The algorithm only works (if it works) for newly uploaded activities. Old activities have to be flagged manually.


It does not. I should have taken a screen cap. Positions 1 and 2 (now gone) were recorded and uploaded *after* alleged improvements were rolled out. They must have been flagged. Manually. By people. Not by 'algorithm'. Both were done by XC skiers, who uploaded their activity as a run. Well above word record 400m pace. At zero cadence, on snow, on a downhill.

Also, please scroll up or hit the 'Load more replies' button at the bottom to see multiple links to world record beating activities recorded and uploaded after summer 2023, when 'new and improved' algorithm was deployed.
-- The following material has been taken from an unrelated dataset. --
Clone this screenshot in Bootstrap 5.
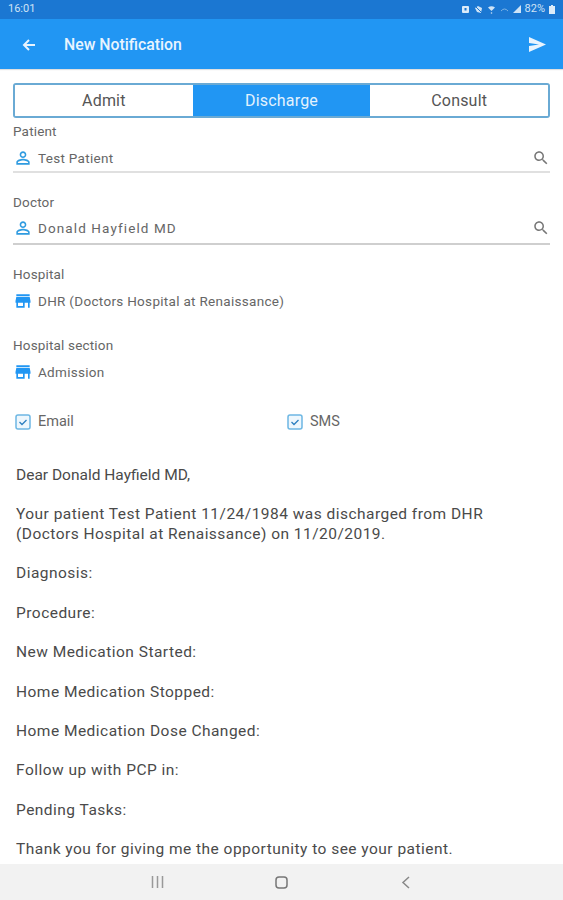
<!DOCTYPE html>
<html lang="en">
<head>
<meta charset="UTF-8">
<meta name="viewport" content="width=device-width, initial-scale=1">
<title>New Notification</title>
<link href="https://cdn.jsdelivr.net/npm/bootstrap@5.3.3/dist/css/bootstrap.min.css" rel="stylesheet">
<style>
body {
  margin: 0;
  font-family: Roboto, "Liberation Sans", sans-serif;
  background: #fff;
  color: #555;
}
.screen { width: 563px; height: 900px; overflow: hidden; }
.status-bar { height: 19px; background: #1b77d2; color: #cfe3f6; font-size: 11px; padding: 0 8px; }
.status-icons { gap: 4px; }
.app-bar { height: 51px; background: #2196f3; color: #e8f4fe; padding: 2px 17px 0 22px; box-shadow: 0 1px 1px rgba(0,0,0,.12); }
.app-title { font-size: 15.8px; font-weight: 500; margin-left: 28px; }
.form-area { flex: 1 1 auto; min-height: 0; overflow: hidden; padding: 14px 13px 0; }
.seg-group { height: 35px; border: 2px solid #6aaad4; border-radius: 3px; overflow: hidden; }
.seg-item { flex: 1 1 0; border: 0; background: #fff; color: #555; font-size: 16px; padding: 1px 0 0; letter-spacing: .2px; }
.seg-item.active { background: #2196f3; color: #e3f2fd; }
.field-label { font-size: 13.5px; line-height: 15px; color: #666; letter-spacing: .17px; }
.field-value { height: 24px; font-size: 13.5px; color: #666; letter-spacing: .3px; gap: 5px; }
.value-wide { letter-spacing: 1.1px; }
.label-patient { margin-top: 6px; margin-bottom: 7px; }
.label-doctor { margin-bottom: 6px; }
.label-place { margin-bottom: 7px; }
.rule-patient { padding-bottom: 1px; border-bottom: 2px solid #e0e0e0; margin-bottom: 22px; }
.rule-doctor { padding-bottom: 3px; border-bottom: 2px solid #cfcfcf; margin-bottom: 22px; }
.place-hospital { margin-bottom: 25px; }
.place-section { margin-bottom: 30px; }
.check-line { font-size: 14.5px; color: #666; gap: 7px; padding-left: 2px; height: 16px; }
.check-col { width: 272px; }
.letter { margin: 36px 3px 0; font-size: 15.5px; line-height: 19.72px; color: #4a4a4a; letter-spacing: .47px; }
.letter p { margin: 0 0 19.72px; }
.letter .letter-lead { letter-spacing: 0; }
.nav-strip { height: 36px; background: #f2f2f2; flex: 0 0 36px; }
.nav-slot { width: 124px; }
</style>
</head>
<body>
<div class="screen d-flex flex-column">
  <div class="status-bar d-flex align-items-center justify-content-between">
    <span>16:01</span>
    <div class="status-icons d-flex align-items-center">
      <svg width="9" height="9" viewBox="0 0 9 9"><rect x="1" y="1" width="7" height="7" rx="1" fill="#dcebf9"/><rect x="3.500" y="3" width="2" height="2.500" fill="#1b77d2"/></svg>
      <svg width="9" height="9" viewBox="0 0 9 9"><path d="M1 3l3-2 4 2-1 5-4-1z" fill="#cfe3f6"/><path d="M1 1l7 7" stroke="#1b77d2"/></svg>
      <svg width="9" height="9" viewBox="0 0 9 9"><path d="M1 2.500q3.500-2.500 7 0L4.500 6z" fill="#cfe3f6"/><circle cx="4.500" cy="8" r=".8" fill="#cfe3f6"/></svg>
      <svg width="9" height="7" viewBox="0 0 9 7"><path d="M1 5q3.500-4 7 0" fill="none" stroke="#7fb4e6"/></svg>
      <svg width="8" height="8" viewBox="0 0 8 8"><path d="M0 8 8 0v8z" fill="#cfe3f6"/></svg>
      <span>82%</span>
      <svg width="6" height="9" viewBox="0 0 6 9"><path d="M2 0h2v1h2v8H0V1h2z" fill="#dcebf9"/></svg>
    </div>
  </div>

  <div class="app-bar d-flex align-items-center">
    <svg width="14" height="14" viewBox="0 0 14 14"><path d="M13 7H2.500M7 2 2 7l5 5" fill="none" stroke="#e8f4fe" stroke-width="2"/></svg>
    <span class="app-title">New Notification</span>
    <svg class="ms-auto" width="17" height="15" viewBox="0 0 17 15"><path d="M0 0 17 7.500 0 15V9l10-1.500L0 6z" fill="#e8f4fe"/></svg>
  </div>

  <div class="form-area">
    <div class="seg-group d-flex">
      <button type="button" class="seg-item">Admit</button>
      <button type="button" class="seg-item active">Discharge</button>
      <button type="button" class="seg-item">Consult</button>
    </div>

    <div class="field-label label-patient">Patient</div>
    <div class="rule-patient">
      <div class="field-value d-flex align-items-center">
        <svg width="20" height="20" viewBox="0 0 24 24"><path fill="#2f9be0" d="M12 5.900c1.160 0 2.100.94 2.100 2.100s-.94 2.100-2.100 2.100S9.900 9.160 9.900 8s.94-2.100 2.100-2.100m0 9c2.970 0 6.100 1.460 6.100 2.100v1.100H5.900V17c0-.64 3.130-2.100 6.100-2.100M12 4C9.790 4 8 5.790 8 8s1.790 4 4 4 4-1.790 4-4-1.790-4-4-4zm0 9c-2.670 0-8 1.340-8 4v3h16v-3c0-2.660-5.330-4-8-4z"/></svg>
        <span>Test Patient</span>
        <svg class="ms-auto" width="18" height="18" viewBox="0 0 24 24"><path fill="#777" d="M15.500 14h-.79l-.28-.27C15.410 12.590 16 11.110 16 9.500 16 5.910 13.090 3 9.500 3S3 5.910 3 9.500 5.910 16 9.500 16c1.610 0 3.090-.59 4.230-1.570l.27.28v.79l5 4.990L20.490 19l-4.990-5zm-6 0C7.010 14 5 11.990 5 9.500S7.010 5 9.500 5 14 7.010 14 9.500 11.990 14 9.500 14z"/></svg>
      </div>
    </div>

    <div class="field-label label-doctor">Doctor</div>
    <div class="rule-doctor">
      <div class="field-value d-flex align-items-center">
        <svg width="20" height="20" viewBox="0 0 24 24"><path fill="#2f9be0" d="M12 5.900c1.160 0 2.100.94 2.100 2.100s-.94 2.100-2.100 2.100S9.900 9.160 9.900 8s.94-2.100 2.100-2.100m0 9c2.970 0 6.100 1.460 6.100 2.100v1.100H5.900V17c0-.64 3.130-2.100 6.100-2.100M12 4C9.790 4 8 5.790 8 8s1.790 4 4 4 4-1.790 4-4-1.790-4-4-4zm0 9c-2.670 0-8 1.340-8 4v3h16v-3c0-2.660-5.330-4-8-4z"/></svg>
        <span class="value-wide">Donald Hayfield MD</span>
        <svg class="ms-auto" width="18" height="18" viewBox="0 0 24 24"><path fill="#777" d="M15.500 14h-.79l-.28-.27C15.410 12.590 16 11.110 16 9.500 16 5.910 13.090 3 9.500 3S3 5.910 3 9.500 5.910 16 9.500 16c1.610 0 3.090-.59 4.230-1.570l.27.28v.79l5 4.990L20.490 19l-4.990-5zm-6 0C7.010 14 5 11.990 5 9.500S7.010 5 9.500 5 14 7.010 14 9.500 11.990 14 9.500 14z"/></svg>
      </div>
    </div>

    <div class="field-label label-place">Hospital</div>
    <div class="place-hospital">
      <div class="field-value d-flex align-items-center">
        <svg width="20" height="20" viewBox="0 0 24 24"><path fill="#2196f3" d="M20 4H4v2h16V4zm1 10v-2l-1-5H4l-1 5v2h1v6h10v-6h4v6h2v-6h1zm-9 4H6v-4h6v4z"/></svg>
        <span>DHR (Doctors Hospital at Renaissance)</span>
      </div>
    </div>

    <div class="field-label label-place">Hospital section</div>
    <div class="place-section">
      <div class="field-value d-flex align-items-center">
        <svg width="20" height="20" viewBox="0 0 24 24"><path fill="#2196f3" d="M20 4H4v2h16V4zm1 10v-2l-1-5H4l-1 5v2h1v6h10v-6h4v6h2v-6h1zm-9 4H6v-4h6v4z"/></svg>
        <span>Admission</span>
      </div>
    </div>

    <div class="d-flex">
      <div class="check-col check-line d-flex align-items-center">
        <svg width="16" height="16" viewBox="0 0 16 16"><rect x="1" y="1" width="14" height="14" rx="2" fill="#eef7fd" stroke="#6db7e3" stroke-width="1.500"/><path d="m4.500 8 2.500 2.500 4.500-4.500" fill="none" stroke="#2b7fc0" stroke-width="1.300"/></svg>
        <span>Email</span>
      </div>
      <div class="check-line d-flex align-items-center">
        <svg width="16" height="16" viewBox="0 0 16 16"><rect x="1" y="1" width="14" height="14" rx="2" fill="#eef7fd" stroke="#6db7e3" stroke-width="1.500"/><path d="m4.500 8 2.500 2.500 4.500-4.500" fill="none" stroke="#2b7fc0" stroke-width="1.300"/></svg>
        <span>SMS</span>
      </div>
    </div>

    <div class="letter">
      <p class="letter-lead">Dear Donald Hayfield MD,</p>
      <p>Your patient Test Patient 11/24/1984 was discharged from DHR (Doctors Hospital at Renaissance) on 11/20/2019.</p>
      <p>Diagnosis:</p>
      <p>Procedure:</p>
      <p>New Medication Started:</p>
      <p>Home Medication Stopped:</p>
      <p>Home Medication Dose Changed:</p>
      <p>Follow up with PCP in:</p>
      <p>Pending Tasks:</p>
      <p>Thank you for giving me the opportunity to see your patient.</p>
    </div>
  </div>

  <div class="nav-strip d-flex align-items-center justify-content-center">
    <div class="nav-slot d-flex justify-content-center">
      <svg width="13" height="12" viewBox="0 0 13 12"><path d="M1.500 0v12M6.500 0v12M11.500 0v12" stroke="#999" stroke-width="1.500"/></svg>
    </div>
    <div class="nav-slot d-flex justify-content-center">
      <svg width="13" height="13" viewBox="0 0 13 13"><rect x="1" y="1" width="11" height="11" rx="3" fill="none" stroke="#777" stroke-width="1.500"/></svg>
    </div>
    <div class="nav-slot d-flex justify-content-center">
      <svg width="9" height="13" viewBox="0 0 9 13"><path d="M8 1 2 6.500 8 12" fill="none" stroke="#888" stroke-width="1.500"/></svg>
    </div>
  </div>
</div>
<script src="https://cdn.jsdelivr.net/npm/bootstrap@5.3.3/dist/js/bootstrap.bundle.min.js"></script>
</body>
</html>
@mal  @Soren : could you please update us as to what specifically has been done since June 2023 wrt the following statement:

"We are continually evaluating and improving the algorithm and I will pass this along to our team."


Hello,


Thanks to everyone who recently commented on this topic and provided examples of invalid activities.   We hear you.  Segment and Challenge leaderboards are an important part of Strava and we understand your passion around  leaderboard accuracy.  


We don't have any updates to share right now, but your input and examples have been passed on to the Team.  In the meantime, if you see invalid times on segments, the first step is to use the activity flag tool. If the Athlete doesn't correct their behavior after getting their activities flagged, you have the option to report that Athlete to Strava Support so we can follow up.